Gathering competitive intel is vital as the mortgage industry shifts to more tech-heavy operations. As things become increasingly digital and more automated, mortgages become free of the prejudicial decisions made by humans.

As proof, consider that consulting firm Accenture has a new tool to help businesses detect and eliminate gender, racial and ethnic bias in artificial intelligence software.

Bloomberg reporter Jeremy Kahn covered the product launch at a recent AI convention in London. “Accenture’s method assess an algorithm’s fairness in terms of ‘predictive parity’ – are the false negative and false positive rates the same for men and women, for instance…the tool shows developers what happens to their model’s overall accuracy as they equalize the predictive parity among sub-groups.”

The launch of these programs where machines can learn to make faster, unbiased decisions will no doubt help improve the mortgage process. Gender equality not only makes for a more ethical and just mortgage process, it also tremendously improves the production and revenue when fully adopted internally as well.

This is something Yoshida and her NEXT co-founder, Molly Dowdy (who is also one of this year’s Women of Influence), learned as they launched their conference.

While they both faced gender challenges themselves, they note they gained a lot of support from a number of companies. The path to equality is being built and companies will help pave the way more, once they understand that to do so is to grow rich, in several ways.
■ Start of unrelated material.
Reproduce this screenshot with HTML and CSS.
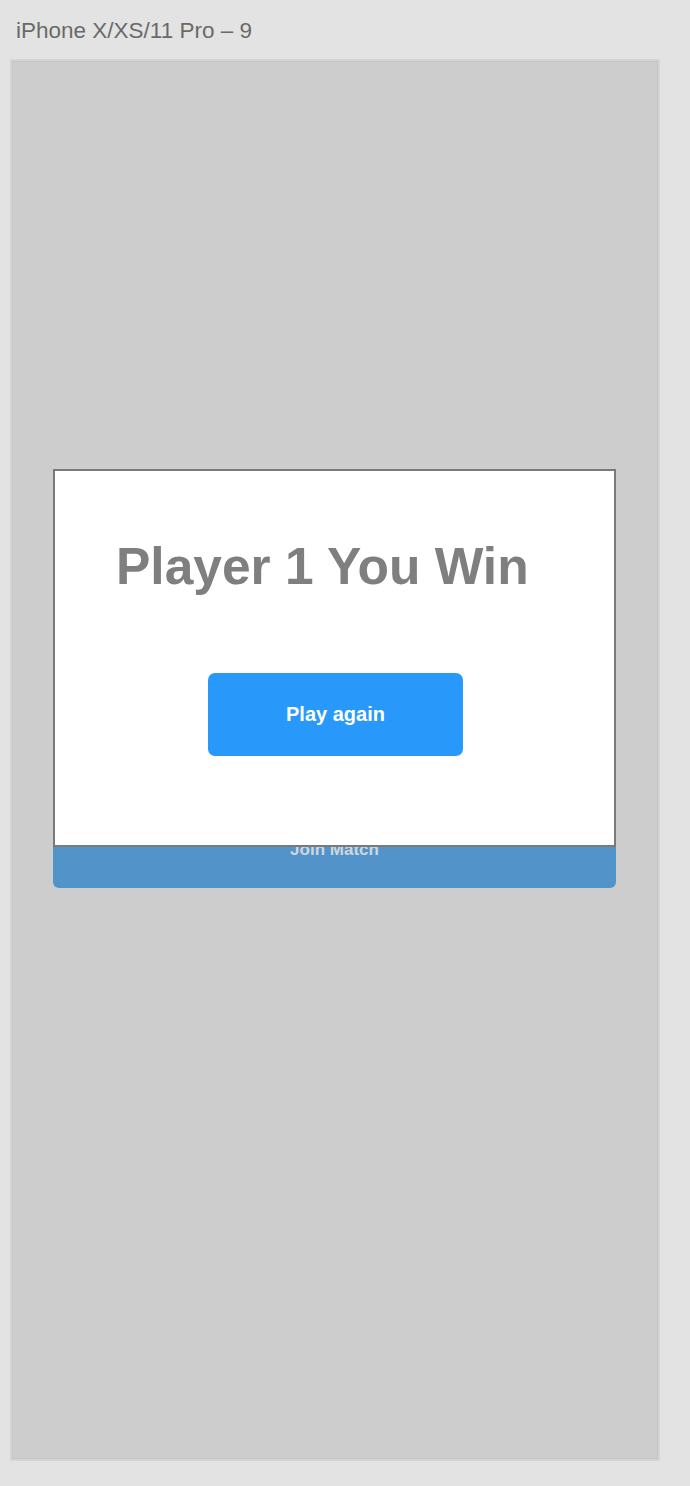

“If we obstruct contributions from an entire segment of the population, we are operating under substandard conditions as an industry. Studies have shown that financial benefit results from having more women on company boards and in executive positions,” Yoshida concluded.

“I suspect that more companies in our industry will take concrete steps to offset gender imbalance as they see their peers and competitors benefitting financially from doing the same.”